Leeds-based duo, Wychbury, talk us through their new single, 'Cut the Coal', and explain how it was inspired by the tradition.

Wychbury are Che Bradley and Rhiannon Kenny-McGrath, a folk duo from Stourbridge in the West Midlands. Despite being in their early twenties they have been playing together for over a decade and chose to name their duo after their local landmark of Wychbury Hill. Both recently graduates from the folk course at Leeds Conservatoire, they studied under Nancy Kerr, Jim Moray, Sam Carter and Stuart McCallum.

Their debut single, ‘Cut the Coal’, is due to be released on the 27th October. We’re delighted to share the video preview here on Tradfolk.

“The idea for the song came after a conversation we had about the role of folk music in the modern day,” explains Kenny-McGrath. “We really liked the idea that one function of folk music has been to pass on the stories and histories of working-class communities and to make sure that their legacy lives on for future generations. As children growing up in the West Midlands we were both inspired by the stories of our industrial past, from the trading across our canals to the iconic Glass House, which was the centre of glass production during the industrial revolution. We have always been interested in finding out the stories of people who shaped the world we live in today.

“‘Cut the Coal’ was written to honour those workers who came before us, those who battled through unbearable working conditions and who risked both lives and livelihoods in fighting to secure a fairer and safer world for us today. Through our research we were touched by the stories of workers’ strikes, both successful and unsuccessful. We took great inspiration from the Welsh colliers strike of 1898, when workers took industrial action to obtain equal pay for equal work. Their demands were not met and their efforts were squandered. We felt it was important to commemorate not only the stories of success, but to acknowledge that the fight for workers rights has been a long and turbulent one, and one that is still by no means over.

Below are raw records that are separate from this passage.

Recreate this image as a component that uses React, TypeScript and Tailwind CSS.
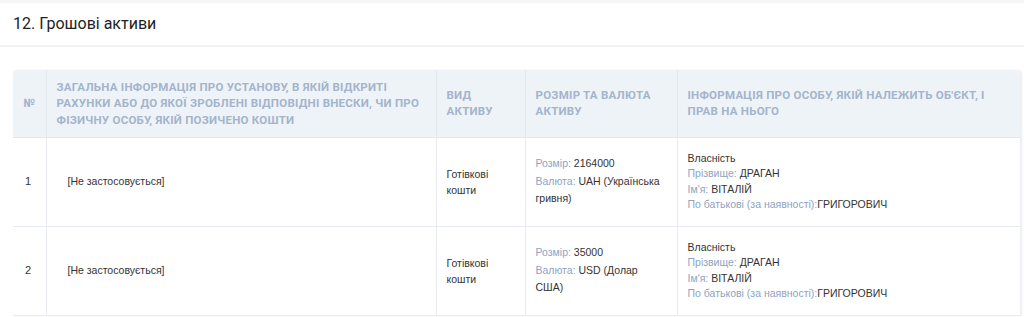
import React from "react";

const rows = [
  { n: "1", size: "2164000", cur: "UAH (Українська гривня)" },
  { n: "2", size: "35000", cur: "USD (Долар США)" },
];

export default function App() {
  return (
    <div className="w-[1024px] h-[317px] overflow-hidden bg-white" style={{ fontFamily: "Roboto, 'Liberation Sans', sans-serif" }}>
      <div className="h-[3px] bg-[#f4f5f7]" />
      <div className="h-[44px] flex items-center pl-[13px] border-b-2 border-[#eff1f4] text-[16px] text-[#222]">
        12. Грошові активи
      </div>
      <div className="pt-[23px] pl-[13px] pr-[3px]">
        <div className="rounded-t-[4px] overflow-hidden shadow-[1px_0_2px_rgba(0,0,0,0.08)] border-r border-[#eceff3]">
          <table className="w-full table-fixed border-collapse text-[10.5px] text-[#333] font-['Liberation_Sans',Arial,sans-serif]">
            <colgroup>
              <col className="w-[33px]" />
              <col className="w-[390px]" />
              <col className="w-[89px]" />
              <col className="w-[152px]" />
              <col />
            </colgroup>
            <thead>
              <tr className="bg-[#eef3f8] h-[67px] text-[#a3b4cc] font-bold uppercase text-[11.5px] leading-[16.5px] tracking-[0.25px] text-left font-['Roboto',sans-serif]">
                <th className="px-[10px] text-center font-bold border-b border-[#e3e8ee]">№</th>
                <th className="pl-[10px] pr-[6px] font-bold border-l border-b border-[#e3e8ee]">
                  Загальна інформація про установу, в якій відкриті рахунки або до якої зроблені відповідні внески, чи про фізичну особу, якій позичено кошти
                </th>
                <th className="px-[10px] font-bold border-l border-b border-[#e3e8ee]">Вид активу</th>
                <th className="px-[10px] font-bold border-l border-b border-[#e3e8ee]">Розмір та валюта активу</th>
                <th className="px-[10px] font-bold border-l border-b border-[#e3e8ee]">Інформація про особу, якій належить об'єкт, і прав на нього</th>
              </tr>
            </thead>
            <tbody>
              {rows.map((r) => (
                <tr key={r.n} className="h-[89px] border-b border-[#e8ecf0]">
                  <td className="px-[12px] align-middle text-[11px]">{r.n}</td>
                  <td className="pl-[21px] pr-[10px] border-l border-[#e8ecf0] align-middle">[Не застосовується]</td>
                  <td className="px-[10px] border-l border-[#e8ecf0] align-middle leading-[16px]">
                    Готівкові кошти
                  </td>
                  <td className="px-[10px] border-l border-[#e8ecf0] align-middle leading-[17.5px]">
                    <div>
                      <span className="text-[#8fa3bf]">Розмір: </span>
                      {r.size}
                    </div>
                    <div>
                      <span className="text-[#8fa3bf]">Валюта: </span>
                      {r.cur}
                    </div>
                  </td>
                  <td className="px-[10px] border-l border-[#e8ecf0] align-middle leading-[15.5px]">
                    <div>Власність</div>
                    <div>
                      <span className="text-[#8fa3bf]">Прізвище: </span>ДРАГАН
                    </div>
                    <div>
                      <span className="text-[#8fa3bf]">Ім'я: </span>ВІТАЛІЙ
                    </div>
                    <div>
                      <span className="text-[#8fa3bf]">По батькові (за наявності):</span>ГРИГОРОВИЧ
                    </div>
                  </td>
                </tr>
              ))}
            </tbody>
          </table>
        </div>
      </div>
    </div>
  );
}
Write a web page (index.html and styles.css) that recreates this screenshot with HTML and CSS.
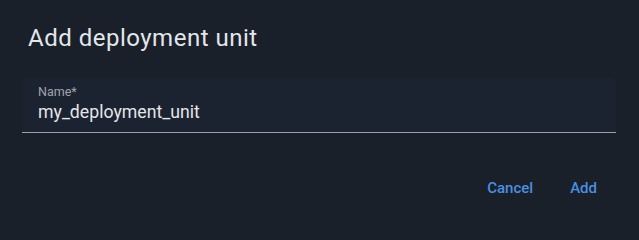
FILE: index.html
```html
<!DOCTYPE html>
<html lang="en">
<head>
<meta charset="utf-8">
<title>Add deployment unit</title>
<link rel="stylesheet" href="styles.css">
</head>
<body>
<div class="dialog">
  <h2 class="title">Add deployment unit</h2>
  <div class="content">
    <div class="field">
      <label class="label" for="name">Name*</label>
      <input class="input" id="name" type="text" value="my_deployment_unit">
    </div>
  </div>
  <div class="actions">
    <button class="btn">Cancel</button>
    <button class="btn">Add</button>
  </div>
</div>
</body>
</html>
```

FILE: styles.css
```css
html, body {
  margin: 0;
  padding: 0;
  background: #19202a;
}
.dialog {
  width: 639px;
  height: 221px;
  box-sizing: border-box;
  font-family: Roboto, "Liberation Sans", sans-serif;
  display: flex;
  flex-direction: column;
}
.title {
  margin: 0;
  padding: 24px 28px 0 28px;
  font-size: 24px;
  letter-spacing: 0.5px;
  font-weight: 400;
  line-height: 28px;
  color: #e3e6ea;
  height: 54px;
  box-sizing: border-box;
}
.content {
  padding: 24px 23px 0 22px;
}
.field {
  background: #1c2330;
  border-bottom: 1px solid #9aa0a8;
  height: 55px;
  box-sizing: border-box;
  padding: 5.5px 16px 0 16px;
  display: flex;
  flex-direction: column;
  border-radius: 4px 4px 0 0;
}
.label {
  font-size: 12.5px;
  line-height: 16px;
  color: #a0a5ad;
}
.input {
  background: transparent;
  border: none;
  outline: none;
  padding: 0;
  margin: 0;
  font-family: Roboto, "Liberation Sans", sans-serif;
  font-size: 17.7px;
  line-height: 24px;
  height: 24px;
  color: #e3e6ea;
}
.actions {
  display: flex;
  justify-content: flex-end;
  gap: 5px;
  padding: 37px 26px 0 0;
}
.btn {
  background: transparent;
  border: none;
  font-family: Roboto, "Liberation Sans", sans-serif;
  font-size: 15px;
  font-weight: 500;
  color: #4a8fe0;
  padding: 6px 16px;
  line-height: 24px;
  cursor: pointer;
}
```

“We also took great inspiration from a wealth of songs which look at working conditions and workers’ rights. These included the traditional song the ‘The Blackleg Miners’ [Roud 3193], ‘The Pound a Week Rise’ by Dick Gaughan, and ‘The World turned upside Down’ by Billy Bragg, to name but a few.

“This summer has been so busy for us and we feel so grateful to have played at some amazing festivals, from Glastonbury to Gate to Southwell, The Green Gathering and Moseley Folk festival. We are so excited to finish off the summer performing at Hartlepool Folk Festival this weekend. The line up looks incredible! We will be playing Saturday 1st October at 12:30pm at St Hilda’s Church and Sunday 2nd October at St Mary’s Church. If any of you are going we would absolutely love to see some of you there!”